-- Begin Dataset section --
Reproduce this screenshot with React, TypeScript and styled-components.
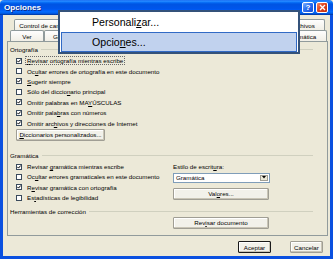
import styled, { createGlobalStyle } from "styled-components";

const FONT = `"Liberation Sans", Arial, sans-serif`;

const GlobalStyle = createGlobalStyle`
    html, body {
        margin: 0;
        padding: 0;
    }
    body {
        font-family: ${FONT};
        background: #ece9d8;
    }
`;

const Window = styled.div`
    position: relative;
    width: 333px;
    height: 259px;
    display: flex;
    flex-direction: column;
    overflow: hidden;
    font-family: ${FONT};
    font-size: 6.2px;
    color: #000;
`;

const TitleBar = styled.div`
    flex: none;
    height: 15px;
    box-sizing: border-box;
    display: flex;
    align-items: center;
    gap: 2px;
    padding: 0 5px 0 4px;
    border-radius: 4px 4px 0 0;
    background: linear-gradient(
        #0058ee 0%,
        #3a93ff 6%,
        #127dff 12%,
        #0262ee 20%,
        #0054e3 30%,
        #0055eb 56%,
        #005bf5 66%,
        #026afe 76%,
        #0062ef 86%,
        #0052d6 92%,
        #003092 100%
    );
`;

const Title = styled.span`
    flex: 1;
    color: #fff;
    font-weight: bold;
    font-size: 8.1px;
    text-shadow: 1px 1px 0 #0a2a8a;
`;

const CaptionButton = styled.div<{ $close?: boolean }>`
    width: 12px;
    height: 11px;
    box-sizing: border-box;
    border: 1px solid #fff;
    border-radius: 2px;
    display: flex;
    align-items: center;
    justify-content: center;
    color: #fff;
    font-weight: bold;
    font-size: 8px;
    background: ${(p) =>
        p.$close
            ? "linear-gradient(135deg, #f08a6a, #e0451f 45%, #c0300e)"
            : "linear-gradient(135deg, #7fb0ff, #2d6ff0 45%, #1650d8)"};
`;

const Frame = styled.div`
    flex: 1;
    display: flex;
    flex-direction: column;
    background: #ece9d8;
    border: 3px solid #0a50e0;
    border-top: none;
    padding: 4px 2px 3px 4px;
`;

const TabRow = styled.div<{ $indent: number }>`
    display: flex;
    height: 11px;
    margin-left: ${(p) => p.$indent}px;
`;

const Tab = styled.div<{ $w: number }>`
    width: ${(p) => p.$w}px;
    flex: none;
    box-sizing: border-box;
    border: 1px solid #919b9c;
    border-bottom: none;
    border-radius: 2px 2px 0 0;
    background: linear-gradient(#fefefe, #f1efe6);
    display: flex;
    align-items: center;
    justify-content: center;
    white-space: nowrap;
    overflow: hidden;
`;

const Panel = styled.div`
    height: 195px;
    box-sizing: border-box;
    border: 1px solid #919b9c;
    background: #ece9d8;
    padding: 3px 14px 0 2px;
`;

const SectionHeader = styled.div<{ $top: number }>`
    display: flex;
    align-items: center;
    gap: 3px;
    height: 8px;
    margin-top: ${(p) => p.$top}px;
`;

const SectionLine = styled.div`
    flex: 1;
    border-top: 1px solid #d0d0bf;
`;

const CheckList = styled.div<{ $top: number }>`
    display: flex;
    flex-direction: column;
    padding-left: 6px;
    margin-top: ${(p) => p.$top}px;
`;

const CheckRow = styled.div`
    display: flex;
    align-items: center;
    gap: 4px;
    height: 10.4px;
    white-space: nowrap;
`;

const Box = styled.div`
    width: 6px;
    height: 6px;
    box-sizing: border-box;
    border: 1px solid #3a4a5c;
    background: #fff;
    display: flex;
    align-items: center;
    justify-content: center;
`;

const CheckText = styled.span<{ $focus?: boolean }>`
    line-height: 7px;
    padding: 0 1px;
    outline: ${(p) => (p.$focus ? "1px dotted #6a6a6a" : "none")};
    outline-offset: 0;
`;

const Button = styled.div<{ $w: number; $default?: boolean }>`
    width: ${(p) => p.$w}px;
    height: 12px;
    box-sizing: border-box;
    border: 1px solid ${(p) => (p.$default ? "#1a1a1a" : "#a09e94")};
    border-radius: 1px;
    background: #f2f1ea;
    box-shadow: inset -1px -1px 0 #c9c5b6, inset 1px 1px 0 #fff;
    display: flex;
    align-items: center;
    justify-content: center;
    white-space: nowrap;
`;

const DictButton = styled(Button)`
    margin: 0.7px 0 0 6px;
`;

const Grid = styled.div<{ $top: number }>`
    display: grid;
    grid-template-columns: 157px 97px;
    padding-left: 6px;
    margin-top: ${(p) => p.$top}px;
`;

const LeftList = styled.div`
    display: flex;
    flex-direction: column;
`;

const RightColumn = styled.div`
    display: flex;
    flex-direction: column;
`;

const FieldLabel = styled.div`
    height: 8px;
    margin-top: 1.2px;
    display: flex;
    align-items: center;
`;

const Select = styled.div`
    margin-top: 2.3px;
    height: 10px;
    box-sizing: border-box;
    border: 1px solid #7f9db9;
    background: #fff;
    display: flex;
    align-items: center;
    padding: 0 1px 0 2px;
`;

const SelectValue = styled.span`
    flex: 1;
`;

const SelectArrow = styled.div`
    width: 8px;
    height: 6px;
    box-sizing: border-box;
    border: 1px solid #a09e94;
    background: #ece9d8;
    display: flex;
    align-items: center;
    justify-content: center;
`;

const ValoresButton = styled(Button)`
    margin-top: 5px;
`;

const ToolsButton = styled(Button)`
    grid-column: 2;
`;

const Footer = styled.div`
    display: flex;
    justify-content: flex-end;
    gap: 19px;
    margin-top: 5px;
    padding-right: 5px;
`;

const Menu = styled.div`
    position: absolute;
    left: 58px;
    top: 10px;
    width: 242px;
    height: 44px;
    box-sizing: border-box;
    border: 2px solid #34527a;
    background: #fff;
    font-size: 10.6px;
    display: flex;
    flex-direction: column;
`;

const MenuItem = styled.div<{ $hover?: boolean }>`
    height: 20px;
    box-sizing: border-box;
    margin: 0 1px;
    padding-left: 30px;
    display: flex;
    align-items: center;
    border: 1px solid ${(p) => (p.$hover ? "#316ac5" : "transparent")};
    background: ${(p) => (p.$hover ? "#c1d2ee" : "transparent")};
`;

const Tick = () => (
    <svg width="4" height="4" viewBox="0 0 4 4">
        <path d="M0.3 1.8 L1.5 3.1 L3.7 0.5" stroke="#000" strokeWidth="1" fill="none" />
    </svg>
);

const Check = ({ checked, focus, children }: { checked?: boolean; focus?: boolean; children: React.ReactNode }) => (
    <CheckRow>
        <Box>{checked && <Tick />}</Box>
        <CheckText $focus={focus}>{children}</CheckText>
    </CheckRow>
);

const App = () => {
    return (
        <Window>
            <GlobalStyle />
            <TitleBar>
                <Title>Opciones</Title>
                <CaptionButton>?</CaptionButton>
                <CaptionButton $close>
                    <svg width="7" height="7" viewBox="0 0 7 7">
                        <path d="M1 1 L6 6 M6 1 L1 6" stroke="#fff" strokeWidth="1.4" />
                    </svg>
                </CaptionButton>
            </TitleBar>
            <Frame>
                <TabRow $indent={7}>
                    <Tab $w={64}>Control de cambios</Tab>
                    <Tab $w={96}>Información del usuario</Tab>
                    <Tab $w={70}>Compatibilidad</Tab>
                    <Tab $w={81}>Ubicación de archivos</Tab>
                </TabRow>
                <TabRow $indent={3}>
                    <Tab $w={34}>Ver</Tab>
                    <Tab $w={40}>General</Tab>
                    <Tab $w={36}>Edición</Tab>
                    <Tab $w={38}>Imprimir</Tab>
                    <Tab $w={38}>Guardar</Tab>
                    <Tab $w={48}>Seguridad</Tab>
                    <Tab $w={83}>Ortografía y gramática</Tab>
                </TabRow>
                <Panel>
                    <SectionHeader $top={0}>
                        <span>Ortografía</span>
                        <SectionLine />
                    </SectionHeader>
                    <CheckList $top={2.5}>
                        <Check checked focus><u>R</u>evisar ortografía mientras escribe</Check>
                        <Check>Oc<u>u</u>ltar errores de ortografía en este documento</Check>
                        <Check checked><u>S</u>ugerir siempre</Check>
                        <Check>Sólo del diccio<u>n</u>ario principal</Check>
                        <Check checked>Omitir palabras en MA<u>Y</u>ÚSCULAS</Check>
                        <Check checked>Omitir pala<u>b</u>ras con números</Check>
                        <Check checked>Omitir arc<u>h</u>ivos y direcciones de Internet</Check>
                    </CheckList>
                    <DictButton $w={89}><span><u>D</u>iccionarios personalizados...</span></DictButton>
                    <SectionHeader $top={10.7}>
                        <span>Gramática</span>
                        <SectionLine />
                    </SectionHeader>
                    <Grid $top={1.8}>
                        <LeftList>
                            <Check checked>Revisar <u>g</u>ramática mientras escribe</Check>
                            <Check>Oc<u>u</u>ltar errores gramaticales en este documento</Check>
                            <Check checked>R<u>e</u>visar gramática con ortografía</Check>
                            <Check>Es<u>t</u>adísticas de legibilidad</Check>
                        </LeftList>
                        <RightColumn>
                            <FieldLabel><span>Estilo de escrit<u>u</u>ra:</span></FieldLabel>
                            <Select>
                                <SelectValue>Gramática</SelectValue>
                                <SelectArrow>
                                    <svg width="4" height="3" viewBox="0 0 4 3">
                                        <path d="M0 0 H4 L2 2.5 Z" fill="#000" />
                                    </svg>
                                </SelectArrow>
                            </Select>
                            <ValoresButton $w={96}><span>Val<u>o</u>res...</span></ValoresButton>
                        </RightColumn>
                    </Grid>
                    <SectionHeader $top={4.6}>
                        <span>Herramientas de corrección</span>
                        <SectionLine />
                    </SectionHeader>
                    <Grid $top={1.3}>
                        <ToolsButton $w={96}><span>Rev<u>i</u>sar documento</span></ToolsButton>
                    </Grid>
                </Panel>
                <Footer>
                    <Button $w={33} $default>Aceptar</Button>
                    <Button $w={33}>Cancelar</Button>
                </Footer>
            </Frame>
            <Menu>
                <MenuItem>
                    <span>Personali<u>z</u>ar...</span>
                </MenuItem>
                <MenuItem $hover>
                    <span>Opcio<u>n</u>es...</span>
                </MenuItem>
            </Menu>
        </Window>
    );
};

export default App;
-- End Dataset section --
To do: Lines of the material that contain the word "components" are to be gathered.

Task result:
Reproduce this screenshot with React, TypeScript and styled-components.
import styled, { createGlobalStyle } from "styled-components";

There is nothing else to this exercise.